### Information provided ###
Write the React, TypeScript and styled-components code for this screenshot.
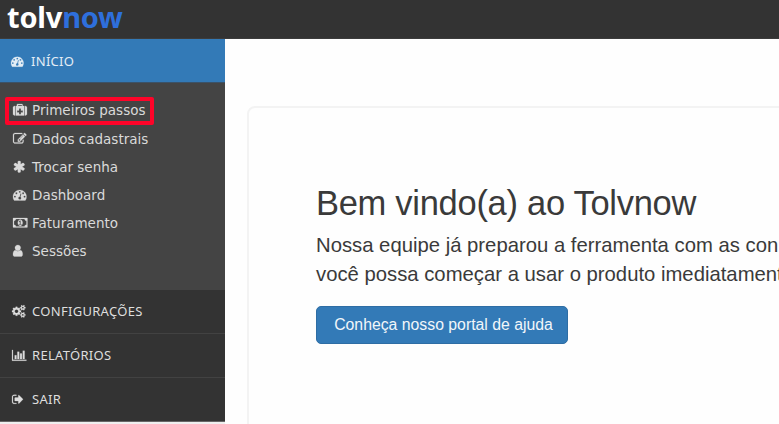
import React from "react";
import styled, { createGlobalStyle } from "styled-components";

const GlobalStyle = createGlobalStyle`
  * { box-sizing: border-box; }
  html, body { margin: 0; height: 100%; overflow: hidden; background: #fff; }
  #root { height: 100%; }
`;

const Page = styled.div`
  height: 424px;
  display: flex;
  flex-direction: column;
  overflow: hidden;
  background: #fefefe;
  font-family: "Liberation Sans", Arial, sans-serif;
  color: #333;
`;

const TopBar = styled.header`
  height: 39px;
  flex: none;
  background: #333;
  border-bottom: 1px solid #3c3c3c;
  padding-left: 7px;
`;

const Logo = styled.div`
  font: 700 29px/34px "Noto Sans", sans-serif;
  letter-spacing: -0.2px;
  color: #fff;
  span { color: #2e6fdc; }
`;

const Body = styled.div`
  flex: 1;
  display: flex;
  min-height: 0;
`;

const Sidebar = styled.nav`
  width: 225px;
  flex: none;
  background: #efefef;
  font-family: "DejaVu Sans", Verdana, sans-serif;
`;

const MainItem = styled.a<{ $active?: boolean; $last?: boolean }>`
  display: flex;
  align-items: center;
  height: 44px;
  padding-left: ${(p) => (p.$active ? 11 : 12)}px;
  padding-top: ${(p) => (p.$active ? 1 : 0)}px;
  padding-bottom: ${(p) => (p.$active ? 0 : 1)}px;
  background: ${(p) => (p.$active ? "#337ab7" : "#333")};
  border-bottom: 1px solid ${(p) => (p.$active ? "#3b5268" : p.$last ? "#666" : "#424242")};
  color: ${(p) => (p.$active ? "#e3edf5" : "#dedede")};
  font-family: "Noto Sans", Verdana, sans-serif;
  font-size: 13px;
  letter-spacing: 0.3px;
  white-space: nowrap;
`;

const SubMenu = styled.div`
  height: 207px;
  padding: 14px 0 0 5px;
  background: #444;
`;

const SubItem = styled.a<{ $marked?: boolean }>`
  display: flex;
  align-items: center;
  width: 149px;
  height: ${(p) => (p.$marked ? 28 : 28.1)}px;
  padding-left: ${(p) => (p.$marked ? 4 : 8)}px;
  padding-bottom: ${(p) => (p.$marked ? 2 : 0.8)}px;
  border: ${(p) => (p.$marked ? "4px solid #ff0429" : "0")};
  border-radius: 2px;
  color: #dadada;
  font-size: 13.5px;
  white-space: nowrap;
`;

const IconSlot = styled.span<{ $width: number }>`
  display: flex;
  flex: none;
  width: ${(p) => p.$width}px;
  svg { display: block; fill: currentColor; stroke: currentColor; stroke-width: 30px; overflow: visible; }
`;

const Content = styled.main`
  flex: 1;
  min-width: 0;
  padding: 67px 0 0 22px;
`;

const Card = styled.section`
  width: 620px;
  height: 400px;
  padding: 73px 0 0 67px;
  border: 2px solid #f3f3f3;
  border-radius: 8px;
`;

const Title = styled.h1`
  margin: 0;
  font-size: 34.5px;
  letter-spacing: -0.29px;
  font-weight: 400;
  line-height: 45px;
  color: #3a3a3a;
  white-space: nowrap;
`;

const Lead = styled.p`
  margin: 5px 0 0;
  font-size: 20.3px;
  line-height: 28.5px;
  color: #3a3a3a;
  white-space: nowrap;
`;

const HelpButton = styled.button`
  display: block;
  width: 252px;
  height: 38px;
  margin-top: 18px;
  padding: 0 0 1px 3px;
  border: 1px solid #2e6da4;
  border-radius: 5px;
  background: #337ab7;
  color: #f1f6fa;
  font: 15.8px "Liberation Sans", Arial, sans-serif;
  white-space: nowrap;
`;

type Glyph = { box: [number, number]; d: string };

const glyphs = {
  dashboard: {
    box: [0, 1792],
    d: "M384 1152q0-53-37.5-90.5t-90.5-37.5-90.5 37.5-37.5 90.5 37.5 90.5 90.5 37.5 90.5-37.5 37.5-90.5zm192-448q0-53-37.5-90.5t-90.5-37.5-90.5 37.5-37.5 90.5 37.5 90.5 90.5 37.5 90.5-37.5 37.5-90.5zm428 481l101-382q6-26-7.5-48.5t-38.5-29.5-48 6.5-30 39.5l-101 382q-60 5-107 43.5t-63 98.5q-20 77 20 146t117 89 146-20 89-117q16-60-6-117t-72-91zm660-33q0-53-37.5-90.5t-90.5-37.5-90.5 37.5-37.5 90.5 37.5 90.5 90.5 37.5 90.5-37.5 37.5-90.5zm-640-640q0-53-37.5-90.5t-90.5-37.5-90.5 37.5-37.5 90.5 37.5 90.5 90.5 37.5 90.5-37.5 37.5-90.5zm448 192q0-53-37.5-90.5t-90.5-37.5-90.5 37.5-37.5 90.5 37.5 90.5 90.5 37.5 90.5-37.5 37.5-90.5zm320 448q0 261-141 483-19 29-54 29h-1402q-35 0-54-29-141-221-141-483 0-182 71-348t191-286 286-191 348-71 348 71 286 191 191 286 71 348z",
  },
  medkit: {
    box: [-32, 1856],
    d: "M1280 1216v-192q0-14-9-23t-23-9h-224v-224q0-14-9-23t-23-9h-192q-14 0-23 9t-9 23v224h-224q-14 0-23 9t-9 23v192q0 14 9 23t23 9h224v224q0 14 9 23t23 9h192q14 0 23-9t9-23v-224h224q14 0 23-9t9-23zm-640-832h512v-128h-512v128zm-384 0v1280h-64q-92 0-158-66t-66-158v-832q0-92 66-158t158-66h64zm1184 0v1280h-1088v-1280h128v-160q0-40 28-68t68-28h576q40 0 68 28t28 68v160h128zm384 224v832q0 92-66 158t-158 66h-64v-1280h64q92 0 158 66t66 158z",
  },
  edit: {
    box: [0, 1792],
    d: "M888 1184l116-116-152-152-116 116v56h96v96h56zm440-720q-16-16-33 1l-350 350q-17 17-1 33t33-1l350-350q17-17 1-33zm80 594v190q0 119-84.5 203.5t-203.5 84.5h-832q-119 0-203.5-84.5t-84.5-203.5v-832q0-119 84.5-203.5t203.5-84.5h832q63 0 117 25 15 7 18 23 3 17-9 29l-49 49q-14 14-32 8-23-6-45-6h-832q-66 0-113 47t-47 113v832q0 66 47 113t113 47h832q66 0 113-47t47-113v-126q0-13 9-22l64-64q15-15 35-7t20 29zm-96-738l288 288-672 672h-288v-288zm444 132l-92 92-288-288 92-92q28-28 68-28t68 28l152 152q28 28 28 68t-28 68z",
  },
  asterisk: {
    box: [70, 1792],
    d: "M1546 1050q46 26 59.5 77.5t-12.5 97.5l-64 110q-26 46-77.5 59.5t-97.5-12.5l-266-153v307q0 52-38 90t-90 38h-128q-52 0-90-38t-38-90v-307l-266 153q-46 26-97.5 12.5t-77.5-59.5l-64-110q-26-46-12.5-97.5t59.5-77.5l266-154-266-154q-46-26-59.5-77.5t12.5-97.5l64-110q26-46 77.5-59.5t97.5 12.5l266 153v-307q0-52 38-90t90-38h128q52 0 90 38t38 90v307l266-153q46-26 97.5-12.5t77.5 59.5l64 110q26 46 12.5 97.5t-59.5 77.5l-266 154z",
  },
  money: {
    box: [0, 1920],
    d: "M768 1152h384v-96h-128v-448h-114l-148 137 77 80q42-37 55-57h2v288h-128v96zm512-256q0 70-21 142t-59.5 134-101.5 101-138 39-138-39-101.5-101-59.5-134-21-142 21-142 59.5-134 101.5-101 138-39 138 39 101.5 101 59.5 134 21 142zm512 256v-512q-106 0-181-75t-75-181h-1152q0 106-75 181t-181 75v512q106 0 181 75t75 181h1152q0-106 75-181t181-75zm128-832v1152q0 26-19 45t-45 19h-1792q-26 0-45-19t-19-45v-1152q0-26 19-45t45-19h1792q26 0 45 19t19 45z",
  },
  user: {
    box: [256, 1536],
    d: "M1536 1399q0 109-62.5 187t-150.5 78h-854q-88 0-150.5-78t-62.5-187q0-85 8.5-160.5t31.5-152 58.5-131 94-89 134.5-34.5q131 128 313 128t313-128q76 0 134.5 34.5t94 89 58.5 131 31.5 152 8.5 160.5zm-256-887q0 159-112.5 271.5t-271.5 112.5-271.5-112.5-112.5-271.5 112.5-271.5 271.5-112.5 271.5 112.5 112.5 271.5z",
  },
  cogs: {
    box: [0, 1920],
    d: "M896 896q0-106-75-181t-181-75-181 75-75 181 75 181 181 75 181-75 75-181zm768 512q0-52-38-90t-90-38-90 38-38 90q0 53 37.5 90.5t90.5 37.5 90.5-37.5 37.5-90.5zm0-1024q0-52-38-90t-90-38-90 38-38 90q0 53 37.5 90.5t90.5 37.5 90.5-37.5 37.5-90.5zm-384 421v185q0 10-7 19.5t-16 10.5l-155 24q-11 35-32 76 34 48 90 115 7 11 7 20 0 12-7 19-23 30-82.5 89.5t-78.5 59.5q-11 0-21-7l-115-90q-37 19-77 31-11 108-23 155-7 24-30 24h-186q-11 0-20-7.5t-10-17.5l-23-153q-34-10-75-31l-118 89q-7 7-20 7-11 0-21-8-144-133-144-160 0-9 7-19 10-14 41-53t47-61q-23-44-35-82l-152-24q-10-1-17-9.5t-7-19.5v-185q0-10 7-19.5t16-10.5l155-24q11-35 32-76-34-48-90-115-7-11-7-20 0-12 7-20 22-30 82-89t79-59q11 0 21 7l115 90q34-18 77-32 11-108 23-154 7-24 30-24h186q11 0 20 7.5t10 17.5l23 153q34 10 75 31l118-89q8-7 20-7 11 0 21 8 144 133 144 160 0 8-7 19-12 16-42 54t-45 60q23 48 34 82l152 23q10 2 17 10.5t7 19.5zm640 533v140q0 16-149 31-12 27-30 52 51 113 51 138 0 4-4 7-122 71-124 71-8 0-46-47t-52-68q-20 2-30 2t-30-2q-14 21-52 68t-46 47q-2 0-124-71-4-3-4-7 0-25 51-138-18-25-30-52-149-15-149-31v-140q0-16 149-31 13-29 30-52-51-113-51-138 0-4 4-7 4-2 35-20t59-34 30-16q8 0 46 46.5t52 67.5q20-2 30-2t30 2q51-71 92-112l6-2q4 0 124 70 4 3 4 7 0 25-51 138 17 23 30 52 149 15 149 31zm0-1024v140q0 16-149 31-12 27-30 52 51 113 51 138 0 4-4 7-122 71-124 71-8 0-46-47t-52-68q-20 2-30 2t-30-2q-14 21-52 68t-46 47q-2 0-124-71-4-3-4-7 0-25 51-138-18-25-30-52-149-15-149-31v-140q0-16 149-31 13-29 30-52-51-113-51-138 0-4 4-7 4-2 35-20t59-34 30-16q8 0 46 46.5t52 67.5q20-2 30-2t30 2q51-71 92-112l6-2q4 0 124 70 4 3 4 7 0 25-51 138 17 23 30 52 149 15 149 31z",
  },
  chart: {
    box: [0, 2048],
    d: "M640 896v512h-256v-512h256zm384-512v1024h-256v-1024h256zm1024 1152v128h-2048v-1536h128v1408h1920zm-640-896v768h-256v-768h256zm384-384v1152h-256v-1152h256z",
  },
  exit: {
    box: [64, 1664],
    d: "M704 1440q0 4 1 20t.5 26.5-3 23.5-10 19.5-20.5 6.5h-320q-119 0-203.5-84.5t-84.5-203.5v-704q0-119 84.5-203.5t203.5-84.5h320q13 0 22.5 9.5t9.5 22.5q0 4 1 20t.5 26.5-3 23.5-10 19.5-20.5 6.5h-320q-66 0-113 47t-47 113v704q0 66 47 113t113 47h312l11.5 1 11.5 3 8 5.5 7 9 2 13.5zm928-544q0 26-19 45l-544 544q-19 19-45 19t-45-19-19-45v-288h-448q-26 0-45-19t-19-45v-384q0-26 19-45t45-19h448v-288q0-26 19-45t45-19 45 19l544 544q19 19 19 45z",
  },
} satisfies Record<string, Glyph>;

function Icon({ name, size, slot }: { name: keyof typeof glyphs; size: number; slot: number }) {
  const { box, d } = glyphs[name];
  return (
    <IconSlot $width={slot}>
      <svg width={(size * box[1]) / 1792} height={size} viewBox={`${box[0]} 0 ${box[1]} 1792`} aria-hidden="true">
        <path d={d} />
      </svg>
    </IconSlot>
  );
}

const subItems: { icon: keyof typeof glyphs; label: string; marked?: boolean }[] = [
  { icon: "medkit", label: "Primeiros passos", marked: true },
  { icon: "edit", label: "Dados cadastrais" },
  { icon: "asterisk", label: "Trocar senha" },
  { icon: "dashboard", label: "Dashboard" },
  { icon: "money", label: "Faturamento" },
  { icon: "user", label: "Sessões" },
];

export default function App() {
  return (
    <Page>
      <GlobalStyle />
      <TopBar>
        <Logo>tolv<span>now</span></Logo>
      </TopBar>
      <Body>
        <Sidebar>
          <MainItem $active><Icon name="dashboard" size={12.6} slot={20} />INÍCIO</MainItem>
          <SubMenu>
            {subItems.map((item) => (
              <SubItem key={item.label} $marked={item.marked}>
                <Icon name={item.icon} size={13.5} slot={19} />
                {item.label}
              </SubItem>
            ))}
          </SubMenu>
          <MainItem><Icon name="cogs" size={12.6} slot={20} />CONFIGURAÇÕES</MainItem>
          <MainItem><Icon name="chart" size={12.6} slot={20} />RELATÓRIOS</MainItem>
          <MainItem $last><Icon name="exit" size={12.6} slot={20} />SAIR</MainItem>
        </Sidebar>
        <Content>
          <Card>
            <Title>Bem vindo(a) ao Tolvnow</Title>
            <Lead>
              Nossa equipe já preparou a ferramenta com as con
              <br />
              você possa começar a usar o produto imediatament
            </Lead>
            <HelpButton>Conheça nosso portal de ajuda</HelpButton>
          </Card>
        </Content>
      </Body>
    </Page>
  );
}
###
▸ **Requirement**: Pick out the lines that contain "React" and copy them.

▸ **Answer to the exercise**:
Write the React, TypeScript and styled-components code for this screenshot.
import React from "react";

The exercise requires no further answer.